Melosira cataractarum has all the features of species currently allocated to the genus Pseudostaurosira. The characteristics of striae (round to oval areolae bearing branched volae), spines (spatulate, solid and interrupting the striae) and overall construction of the valves are similar to small-sized species of this genus (see detailed comparison below). Therefore, its transfer to Pseudostaurosira is proposed as follows:

Pseudostaurosira cataractarum (Hustedt) C.E. Wetzel, E. Morales & Ector comb. nov.

Basionym: Melosira cataractarum Hustedt 1938, Archivfür Hydrobiologie, Supplement 15, p. 142, pl. 9, figs 6-7 [11].

Aulacoseira Aulacosira”) cataractarum (cataractorum) (Hust.) Simonsen 1979, Bacillaria 2, p. 57 [18].

= Melosira cataractarum f. laevis Manguin 1942, Revue Algologique 13, p. 119; pl. 1, fig. 1, syn. nov. [13].

= Melosira cataractarum f. ovata Foged 1964, Tromsö Museums Skrifter 11, p. 50; pl. 1, figs 2-4, syn. nov. [4]

Pseudostaurosira cataractarum differs from other species in its genus by smaller size, typical radiate striae arrangement and absence of apical pore fields. In addition, the variable striae pattern on the valve mantle, sometimes short and composed of a few areolae and sometimes long, with areolae stopping near the abvalvar edge, is characteristic of this species.

The most similar species at the morphological level are Pseudostaurosira trainori E. Morales [15] and Fragilaria sopotensis Witkowski & Lange-Bert. [21]. Pseudostaurosira trainori has longer striae delimiting a much more reduced axial area. These striae vary from parallel towards the valve center to radiate at the apices. Its areolae are wider and contain well-developed volae. Spines are serrate and flaps can be present, especially covering the first areolae on the valve mantle towards its junction with the valve face. These spines always interrupt the striae. Apical pore fields may be present or absent in this taxon.

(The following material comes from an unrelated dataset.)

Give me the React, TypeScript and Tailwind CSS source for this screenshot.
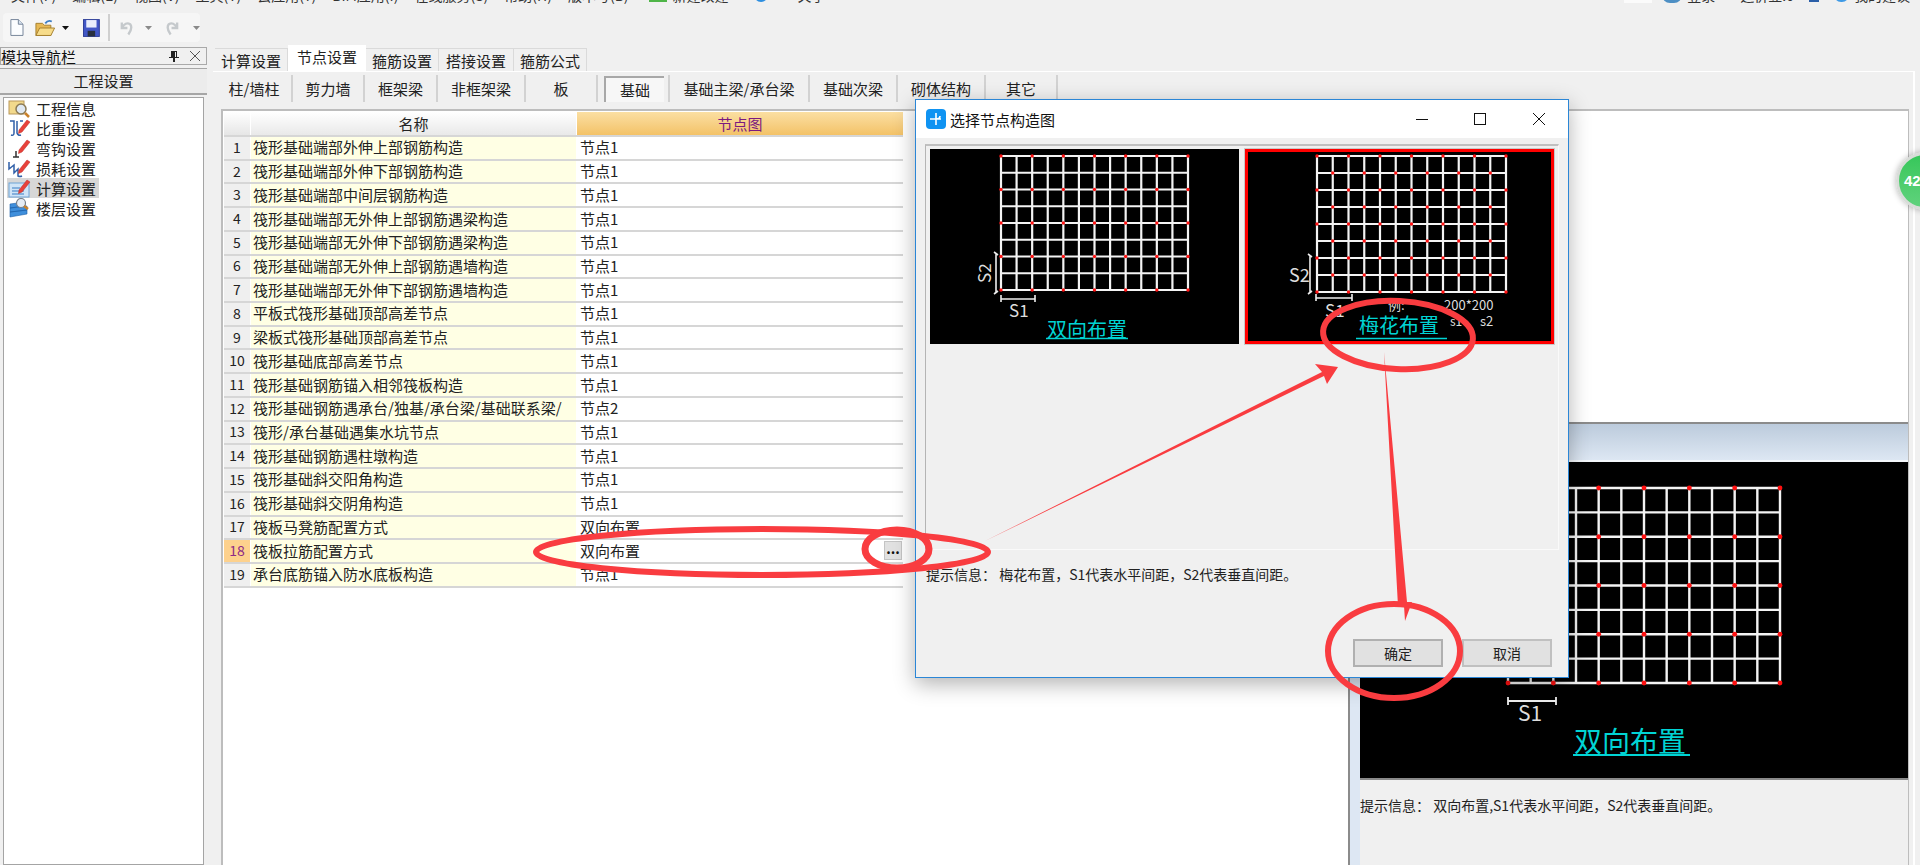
const rows: [string, string][] = [
  ['筏形基础端部外伸上部钢筋构造', '节点1'],
  ['筏形基础端部外伸下部钢筋构造', '节点1'],
  ['筏形基础端部中间层钢筋构造', '节点1'],
  ['筏形基础端部无外伸上部钢筋遇梁构造', '节点1'],
  ['筏形基础端部无外伸下部钢筋遇梁构造', '节点1'],
  ['筏形基础端部无外伸上部钢筋遇墙构造', '节点1'],
  ['筏形基础端部无外伸下部钢筋遇墙构造', '节点1'],
  ['平板式筏形基础顶部高差节点', '节点1'],
  ['梁板式筏形基础顶部高差节点', '节点1'],
  ['筏形基础底部高差节点', '节点1'],
  ['筏形基础钢筋锚入相邻筏板构造', '节点1'],
  ['筏形基础钢筋遇承台/独基/承台梁/基础联系梁/', '节点2'],
  ['筏形/承台基础遇集水坑节点', '节点1'],
  ['筏形基础钢筋遇柱墩构造', '节点1'],
  ['筏形基础斜交阳角构造', '节点1'],
  ['筏形基础斜交阴角构造', '节点1'],
  ['筏板马凳筋配置方式', '双向布置'],
  ['筏板拉筋配置方式', '双向布置'],
  ['承台底筋锚入防水底板构造', '节点1'],
];

const tabs = [
  { label: '计算设置', w: 'w-[73px]' },
  { label: '节点设置', w: 'w-[78px]', active: true },
  { label: '箍筋设置', w: 'w-[73px]' },
  { label: '搭接设置', w: 'w-[75px]' },
  { label: '箍筋公式', w: 'w-[73px]' },
];

const subTabs = [
  { label: '柱/墙柱', w: 'w-[76px]' },
  { label: '剪力墙', w: 'w-[72px]' },
  { label: '框架梁', w: 'w-[73px]' },
  { label: '非框架梁', w: 'w-[88px]' },
  { label: '板', w: 'w-[72px]' },
  { label: '基础', w: 'w-[72px]', pressed: true },
  { label: '基础主梁/承台梁', w: 'w-[140px]' },
  { label: '基础次梁', w: 'w-[88px]' },
  { label: '砌体结构', w: 'w-[88px]' },
  { label: '其它', w: 'w-[72px]' },
];

const menus = ['文件(F)', '编辑(E)', '视图(V)', '工具(T)', '云应用(Y)', 'BIM应用(I)', '在线服务(S)', '帮助(H)', '版本号(B)'];

// full-width colon and comma, as in the dialog's own hint text
const hintDialog = '提示信息\uFF1A 梅花布置\uFF0CS1代表水平间距\uFF0CS2代表垂直间距。';
const hintPreview = '提示信息\uFF1A 双向布置,S1代表水平间距\uFF0CS2代表垂直间距。';

function NavIcon({ kind }: { kind: number }) {
  const pencil = <path d="M12 12 L20 2 L23 4 L15 14 L11.5 15.5 Z" fill="#e8413a" stroke="#b92c26" strokeWidth="0.5" />;
  return (
    <svg width="24" height="20" viewBox="0 0 24 20" className="shrink-0">
      {kind === 0 && (
        <>
          <rect x="2" y="3" width="15" height="13" fill="#f2d98c" stroke="#b9975a" />
          <circle cx="14" cy="11" r="5" fill="#dfe8f2" stroke="#8b7a55" strokeWidth="1.5" />
          <path d="M18 15 L22 19" stroke="#c9812a" strokeWidth="2.5" />
        </>
      )}
      {kind === 1 && (
        <>
          <path d="M3 3 H7 V15 Q7 18 4 17 M10 3 V15 Q11 18 14 17 M13 3 L16 3" fill="none" stroke="#2f5fa8" strokeWidth="1.5" />
          {pencil}
        </>
      )}
      {kind === 2 && (
        <>
          <path d="M9 13 V19 M6 19 H12" fill="none" stroke="#333" strokeWidth="1.5" />
          {pencil}
        </>
      )}
      {kind === 3 && (
        <>
          <path d="M2 4 V11 L7 7 V15 L11 11 V18 Q13 19 15 18" fill="none" stroke="#2f5fa8" strokeWidth="1.5" />
          {pencil}
        </>
      )}
      {kind === 4 && (
        <>
          <rect x="2" y="5" width="20" height="14" fill="#cfe4f7" stroke="#6ea3d6" />
          <path d="M5 10 H13 M5 13 H17 M5 16 H17" stroke="#3a7cc4" strokeWidth="1.2" />
          {pencil}
        </>
      )}
      {kind === 5 && (
        <>
          <path d="M3 6 L18 4 V8 L3 10 Z M3 10 L20 8 V12 L3 14 Z M3 14 L20 12 V16 L3 19 Z" fill="#3f8fdc" stroke="#1d5fa8" strokeWidth="0.6" />
          <circle cx="14" cy="5" r="4.5" fill="#e6edf5" stroke="#77808c" strokeWidth="1.2" />
          <path d="M17 8 L21 11" stroke="#c9812a" strokeWidth="2.5" />
        </>
      )}
    </svg>
  );
}

function Caret({ muted }: { muted?: boolean }) {
  return (
    <svg width="7" height="4" viewBox="0 0 7 4" className="shrink-0">
      <path d="M0 0 H7 L3.5 4 Z" fill={muted ? '#8a8a8a' : '#111'} />
    </svg>
  );
}

function TopMenu() {
  // the capture starts below the menu text, only its lower edge shows
  return (
    <div className="h-[13px] shrink-0 overflow-hidden">
      <div className="mt-[-13px] flex h-[16px] items-center pl-[11px] pr-[10px] text-[14px] leading-none text-[#333]">
        <div className="flex gap-[16px] whitespace-nowrap">
          {menus.map((m) => <span key={m}>{m}</span>)}
        </div>
        <span className="ml-[20px] h-[14px] w-[18px] bg-[#4fb548]" />
        <span className="ml-[6px] whitespace-nowrap">新建改建</span>
        <span className="ml-[25px] h-[14px] w-[14px] rounded-full bg-[#2e8fe0]" />
        <span className="ml-[30px] whitespace-nowrap">关于</span>
        <span className="ml-auto h-[16px] w-[28px] bg-[#fbfbfb]" />
        <span className="ml-[10px] h-[16px] w-[20px] rounded-full bg-[#4d8fc4]" />
        <span className="ml-[5px] whitespace-nowrap">登录</span>
        <span className="ml-[25px] whitespace-nowrap">造价豆:0</span>
        <span className="ml-[15px] h-[14px] w-[10px] bg-[#2b5fa8]" />
        <span className="ml-[15px] h-[14px] w-[15px] rounded-full bg-[#3f9ae6]" />
        <span className="ml-[5px] whitespace-nowrap">我的建议</span>
      </div>
    </div>
  );
}

function Toolbar() {
  return (
    <div className="ml-[3px] flex h-[29px] w-[197px] items-center rounded-sm bg-[#f6f6f6] pl-[6px]">
      <svg width="16" height="19" viewBox="0 0 16 19">
        <path d="M2 1 H10 L15 6 V18 H2 Z" fill="#fbfdff" stroke="#6f7f95" />
        <path d="M10 1 V6 H15" fill="#d6e1ee" stroke="#6f7f95" />
      </svg>
      <svg width="22" height="20" viewBox="0 0 22 20" className="ml-[11px]">
        <path d="M1 5 H8 L10 7 H17 V18 H1 Z" fill="#e7b955" stroke="#a27d2c" />
        <path d="M1 18 L5 10 H21 L17 18 Z" fill="#f7dc8a" stroke="#a27d2c" />
        <path d="M11 5 Q14 1 18 3" fill="none" stroke="#3f7fc4" strokeWidth="2" />
      </svg>
      <span className="ml-[7px]"><Caret /></span>
      <svg width="18" height="20" viewBox="0 0 18 20" className="ml-[14px]">
        <rect x="0.5" y="1" width="17" height="18" fill="#4257c6" stroke="#2a3a94" />
        <rect x="3.5" y="1.5" width="11" height="8" fill="#e9eefc" />
        <rect x="5" y="13" width="8" height="6" fill="#28303f" />
      </svg>
      <div className="ml-[8px] h-[27px] w-[2px] bg-[#d0d0d0]" />
      <svg width="16" height="18" viewBox="0 0 16 18" className="ml-[9px]">
        <path d="M3 3 V9 H9 M3 9 Q7 2 12 5 Q15 9 10 16" fill="none" stroke="#c5c9cc" strokeWidth="2.5" />
      </svg>
      <span className="ml-[11px]"><Caret muted /></span>
      <svg width="16" height="18" viewBox="0 0 16 18" className="ml-[13px]">
        <path d="M13 3 V9 H7 M13 9 Q9 2 4 5 Q1 9 6 16" fill="none" stroke="#c5c9cc" strokeWidth="2.5" />
      </svg>
      <span className="ml-[13px]"><Caret muted /></span>
    </div>
  );
}

function LeftPanel() {
  const items = ['工程信息', '比重设置', '弯钩设置', '损耗设置', '计算设置', '楼层设置'];
  return (
    <div className="flex w-[207px] shrink-0 flex-col">
      <div className="flex h-[18px] items-center justify-between border border-[#a9a9a9] bg-[#f0f0f0] pr-[6px] text-[15px] leading-none text-[#111]">
        <span>模块导航栏</span>
        <div className="flex items-center gap-[11px]">
          <svg width="10" height="12" viewBox="0 0 10 12">
            <path d="M2 1 H8 V7 H10 V8 H6 V12 H4 V8 H0 V7 H2 Z M6 2 V7 H7 V2 Z" fill="#222" fillRule="evenodd" />
          </svg>
          <svg width="10" height="10" viewBox="0 0 10 10">
            <path d="M0 0 L10 10 M10 0 L0 10" stroke="#555" strokeWidth="1" />
          </svg>
        </div>
      </div>
      <div className="mt-[3px] flex h-[27px] items-center justify-center border-b-2 border-t border-[#a6a6a6] bg-[#ececec] text-[15px] text-[#222]">
        工程设置
      </div>
      <div className="mt-[2px] ml-[3px] mr-[3px] flex-1 border border-[#a4a4a4] bg-white pl-[3px]">
        {items.map((item, i) => (
          <div key={item} className={`flex h-[20px] w-[92px] items-center gap-[5px] text-[15px] leading-none text-[#222] ${i === 4 ? 'bg-[#d7d7d7]' : ''}`}>
            <NavIcon kind={i} />
            <span className="whitespace-nowrap">{item}</span>
          </div>
        ))}
      </div>
    </div>
  );
}

function TabBar() {
  return (
    <div className="flex h-[24px] items-end pl-[8px]">
      {tabs.map((t) => (
        <div
          key={t.label}
          className={`flex items-center justify-center text-[15px] leading-none text-[#222] ${t.w} ${
            t.active ? 'h-[26px] bg-white pb-[4px]' : 'h-[23px] border-r border-t border-[#dadada] bg-[#f0f0f0]'
          }`}
        >
          {t.label}
        </div>
      ))}
    </div>
  );
}

function SubBar() {
  return (
    <div className="flex h-[37px] items-start bg-[#f0f0f0] pl-[4px] pt-[3px]">
      {subTabs.map((t) => (
        <div key={t.label} className={`flex h-[27px] items-center justify-center border-r-2 border-[#d2d2d2] text-[15px] leading-none text-[#222] ${t.w}`}>
          {t.pressed ? (
            <span className="ml-[2px] flex h-[26px] w-[60px] items-center justify-center border-l-2 border-t-2 border-[#a8a8a8] bg-[#f7f7f7]">{t.label}</span>
          ) : (
            t.label
          )}
        </div>
      ))}
    </div>
  );
}

function NodeTable() {
  return (
    <div className="w-[680px] shrink-0 pl-[1px] pt-[1px] text-[15px] leading-none text-[#222]">
      <div className="flex h-[23px]">
        <div className="mr-[1px] w-[26px] bg-gradient-to-b from-white to-[#e6e6e6]" />
        <div className="mr-[1px] flex w-[325px] items-center justify-center bg-gradient-to-b from-white to-[#e9e9e9]">名称</div>
        <div className="flex w-[326px] items-center justify-center bg-gradient-to-b from-[#fbdfa2] to-[#f3c267] text-[#7b1a80]">节点图</div>
      </div>
      {rows.map(([name, value], i) => {
        const current = i === 17;
        return (
          <div key={i} className="flex h-[23.72px] border-t-2 border-[#d6d6d6]">
            <div className={`mr-[1px] flex w-[26px] items-center justify-center pb-[2px] text-[14px] ${current ? 'bg-[#fdd18d] text-[#8e2a86]' : 'bg-[#efefef]'}`}>{i + 1}</div>
            <div className="mr-[1px] flex w-[325px] items-center overflow-hidden whitespace-nowrap bg-[#ffffe4] pb-[2px] pl-[2px]">{name}</div>
            <div className="relative flex w-[326px] items-center bg-white pb-[2px] pl-[3px]">
              {value}
              {current && (
                <div className="absolute right-[1px] top-[1px] flex h-[19px] w-[18px] items-center justify-center border border-[#c4c4c4] bg-[#e1e1e1] pb-[6px] text-[14px] font-bold text-[#111]">
                  ...
                </div>
              )}
            </div>
          </div>
        );
      })}
      <div className="h-[2px] border-t-2 border-[#d6d6d6]" />
    </div>
  );
}

function range(n: number, start: number, step: number) {
  return Array.from({ length: n }, (_, i) => start + i * step);
}

// rebar plan: 12 x 8 cells, red ties on every second crossing
function PlanGrid({ x, y, w, h, staggered, stroke = 2.2, dot = 1.7 }: { x: number; y: number; w: number; h: number; staggered?: boolean; stroke?: number; dot?: number }) {
  const xs = range(13, x, w / 12);
  const ys = range(9, y, h / 8);
  return (
    <g>
      {xs.map((v) => <line key={v} x1={v} x2={v} y1={y} y2={y + h} stroke="#f4f4f4" strokeWidth={stroke} />)}
      {ys.map((v) => <line key={v} x1={x} x2={x + w} y1={v} y2={v} stroke="#f4f4f4" strokeWidth={stroke} />)}
      {xs.map((vx, i) =>
        ys.map((vy, j) =>
          (i % 2 === 0 && j % 2 === 0) || (staggered && i % 2 === 1 && j % 2 === 1) ? (
            <circle key={`${i}-${j}`} cx={vx} cy={vy} r={dot} fill="#ff1010" />
          ) : null,
        ),
      )}
    </g>
  );
}

function TwoWayTile() {
  return (
    <div className="h-[195px] w-[309px] bg-black">
      <svg width="309" height="195" viewBox="0 0 309 195" fontFamily="'Noto Sans CJK SC', sans-serif">
        <PlanGrid x={71} y={7} w={187} h={134} />
        <path d="M66 104 V144 M64 103 L68 106 M64 145 L68 142" stroke="#eee" strokeWidth="1.6" fill="none" />
        <text transform="translate(61 134) rotate(-90)" fontSize="17" fill="#ddd">S2</text>
        <path d="M71 150 H105 M71 146 V153 M105 146 V153" stroke="#eee" strokeWidth="1.6" fill="none" />
        <text x="79" y="168" fontSize="17" fill="#ddd">S1</text>
        <text x="117" y="188" fontSize="20" fill="#00d4d4">双向布置</text>
        <line x1="116" x2="198" y1="189.5" y2="189.5" stroke="#00d4d4" strokeWidth="1.5" />
      </svg>
    </div>
  );
}

function QuincunxTile() {
  return (
    <div className="h-[195px] w-[309px] border-[3px] border-[#ff0000] bg-black shadow-[0_0_0_1px_#c8c8c8]">
      <svg width="303" height="189" viewBox="3 3 303 189" fontFamily="'Noto Sans CJK SC', sans-serif">
        <PlanGrid x={72} y={7} w={189} h={136} staggered />
        <path d="M65 106 V144 M63 105 L67 108 M63 145 L67 142" stroke="#eee" strokeWidth="1.6" fill="none" />
        <text x="44" y="133" fontSize="18" fill="#ddd">S2</text>
        <path d="M71 149 H107 M71 145 V152 M107 145 V152" stroke="#eee" strokeWidth="1.6" fill="none" />
        <text x="80" y="168" fontSize="17" fill="#ddd">S1</text>
        <text x="143" y="161" fontSize="13" fill="#ddd">例:</text>
        <text x="199" y="161" fontSize="13" fill="#ddd">200*200</text>
        <text x="205" y="177" fontSize="12" fill="#ddd">s1</text>
        <text x="235" y="177" fontSize="13" fill="#ddd">s2</text>
        <text x="114" y="184" fontSize="20" fill="#00d4d4">梅花布置</text>
        <line x1="111" x2="202" y1="189.5" y2="189.5" stroke="#00d4d4" strokeWidth="1.5" />
      </svg>
    </div>
  );
}

function PreviewPanel() {
  return (
    <div className="ml-auto mt-[311px] w-[560px] flex-1 border-l-2 border-t-2 border-[#8b8b8b] bg-[#dde7f3]">
      <div className="h-[36px] bg-gradient-to-b from-[#bccbdc] to-[#dde7f3]" />
      <div className="ml-[10px] h-[320px] border-b-2 border-t-2 border-b-[#8a8a8a] border-t-[#f4f7fb] bg-black">
        <svg width="538" height="316" viewBox="0 0 538 316" fontFamily="'Noto Sans CJK SC', sans-serif">
          <PlanGrid x={148} y={26} w={272} h={195} stroke={2.4} dot={2.4} />
          <path d="M148 239 H196 M148 235 V243 M196 235 V243" stroke="#eee" strokeWidth="1.8" fill="none" />
          <text x="158" y="259" fontSize="21" fill="#ddd">S1</text>
          <text x="214" y="290" fontSize="28" fill="#00d4d4">双向布置</text>
          <line x1="213" x2="330" y1="293" y2="293" stroke="#00d4d4" strokeWidth="2" />
        </svg>
      </div>
      <div className="ml-[10px] h-full bg-[#f0f0f0] pt-[18px] text-[14px] leading-none whitespace-pre text-[#222]">
        {hintPreview}
      </div>
    </div>
  );
}

function NodeDialog() {
  return (
    <div className="absolute left-[915px] top-[99px] z-20 flex h-[579px] w-[654px] flex-col border border-[#2b86d6] bg-[#f0f0f0] shadow-[0_6px_20px_rgba(0,0,0,0.3)]">
      <div className="flex h-[38px] shrink-0 items-center bg-white pl-[10px] text-[15px] leading-none text-[#111]">
        <div className="flex h-[20px] w-[20px] items-center justify-center rounded-[4px] bg-[#0f93f2]">
          <svg width="14" height="14" viewBox="0 0 14 14">
            <path d="M7 1 V13 M1 7 H7 Q11 7 11 4 M7 7 H12" fill="none" stroke="white" strokeWidth="1.6" />
          </svg>
        </div>
        <span className="ml-[4px]">选择节点构造图</span>
        <div className="ml-auto flex h-full items-center pr-[23px]">
          <svg width="12" height="12" viewBox="0 0 12 12"><line x1="0" x2="12" y1="6.5" y2="6.5" stroke="#111" /></svg>
          <svg width="12" height="12" viewBox="0 0 12 12" className="ml-[46px]"><rect x="0.5" y="0.5" width="11" height="11" fill="none" stroke="#111" /></svg>
          <svg width="12" height="12" viewBox="0 0 12 12" className="ml-[47px]"><path d="M0 0 L12 12 M12 0 L0 12" stroke="#111" /></svg>
        </div>
      </div>
      <div className="ml-[9px] mr-[9px] mt-[6px] h-[406px] shrink-0 border-b border-l border-r border-t-2 border-b-[#fafafa] border-l-[#b4b4b4] border-r-[#fafafa] border-t-[#c0c0c0] pl-[4px] pt-[3px]">
        <div className="flex gap-[6px]">
          <TwoWayTile />
          <QuincunxTile />
        </div>
      </div>
      <div className="ml-[10px] mt-[17px] text-[14px] leading-none whitespace-pre text-[#222]">
        {hintDialog}
      </div>
      <div className="mt-auto mb-[10px] flex justify-end gap-[19px] pr-[16px] text-[14px] text-[#222]">
        <button className="h-[28px] w-[90px] border-2 border-[#b0b0b0] bg-[#e1e1e1]">确定</button>
        <button className="h-[28px] w-[90px] border-2 border-[#c0c0c0] bg-[#e1e1e1]">取消</button>
      </div>
    </div>
  );
}

function Annotations() {
  const red = '#f93c40';
  return (
    <svg className="pointer-events-none absolute left-0 top-0 z-30" width="1920" height="865" viewBox="0 0 1920 865">
      <ellipse cx="762" cy="552" rx="226" ry="23" fill="none" stroke={red} strokeWidth="6" />
      <ellipse cx="897" cy="549" rx="32" ry="19" fill="none" stroke={red} strokeWidth="7" />
      <ellipse cx="1398" cy="335" rx="75" ry="34" transform="rotate(3 1398 335)" fill="none" stroke={red} strokeWidth="6" />
      <ellipse cx="1394" cy="651" rx="66" ry="47" fill="none" stroke={red} strokeWidth="6" />
      <path d="M985 541 L1322 372 L1315 364 L1338 367 L1327 384 L1324 376 Z" fill={red} />
      <path d="M1384 352 L1398 606 L1404 606 L1405 621 L1412 602 L1407 602 Z" fill={red} />
    </svg>
  );
}

export default function App() {
  return (
    <div className="relative flex h-[865px] w-[1920px] flex-col overflow-hidden bg-[#f0f0f0] font-['Noto_Sans_CJK_SC',sans-serif]">
      <TopMenu />
      <Toolbar />
      <div className="mt-[5px] flex min-h-0 flex-1">
        <LeftPanel />
        <div className="flex min-w-0 flex-1 flex-col pr-[5px]">
          <TabBar />
          <div className="ml-[6px] flex min-h-0 flex-1 flex-col border-r-2 border-t border-white bg-[#f0f0f0] pr-[3px]">
            <SubBar />
            <div className="ml-[8px] mr-[1px] flex min-h-0 flex-1 border-l-2 border-r border-t-2 border-[#bdbdbd] bg-white">
              <NodeTable />
              <div className="flex min-w-0 flex-1 flex-col">
                <PreviewPanel />
              </div>
            </div>
          </div>
        </div>
      </div>
      <NodeDialog />
      <div className="absolute left-[1896px] top-[152px] z-10 flex h-[58px] w-[58px] items-center rounded-full border-[3px] border-[#d8dcd8] bg-gradient-to-b from-[#35c75a] to-[#5fd27c] pl-[5px] text-[15px] font-bold text-white shadow-[0_0_6px_rgba(0,0,0,0.3)] font-['Liberation_Sans',sans-serif]">
        42
      </div>
      <Annotations />
    </div>
  );
}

Fragilaria sopotensis has longer striae on the valve face and their pattern varies from somewhat parallel to slightly radiate in the valve center to strongly radiate toward the apices. Also, spines are always interrupting the striae and are not present at the valve apex. Small flaps are present covering the areolae on the valve mantle [21]. These flaps have been misinterpreted as occlusions of the rota type by Witkowski & Lange-Bertalot [21]. Volae are delicate and can be seen in the transmission electron microscopy image that these authors presented (their fig. n). Fragilaria sopotensis has all the features of the genus Pseudostaurosira, therefore, the proposal of its transfer to this genus is justified as follows:

Pseudostaurosira sopotensis (Witkowski & Lange-Bert.) E. Morales, C.E. Wetzel & Ector comb. nov.

Basionym: Fragilaria sopotensis Witkowski & Lange-Bert. 1993, Limnologica 23, p. 67, figs 6a-p. [21].



We are very grateful to Friedel Hinz (Friedrich Hustedt Diatom Study Centre, Alfred-Wegener-Institut für Polar-und Meeresforschung, Bremerhaven, Germany) for providing the Hustedt’s type material of Melosira cataractarum. Dr. Pierre Compère (National Botanic Garden of Belgium) is kindly acknowledged for discussions concerning Latin grammar. We also thank Dr. Sergei Genkal for his help in the search and translation of the Russian literature. This work is dedicated to the 5th anniversary of the Cryptogams Herbarium of the Bolivian Catholic University “Saint Paul”, Cochabamba.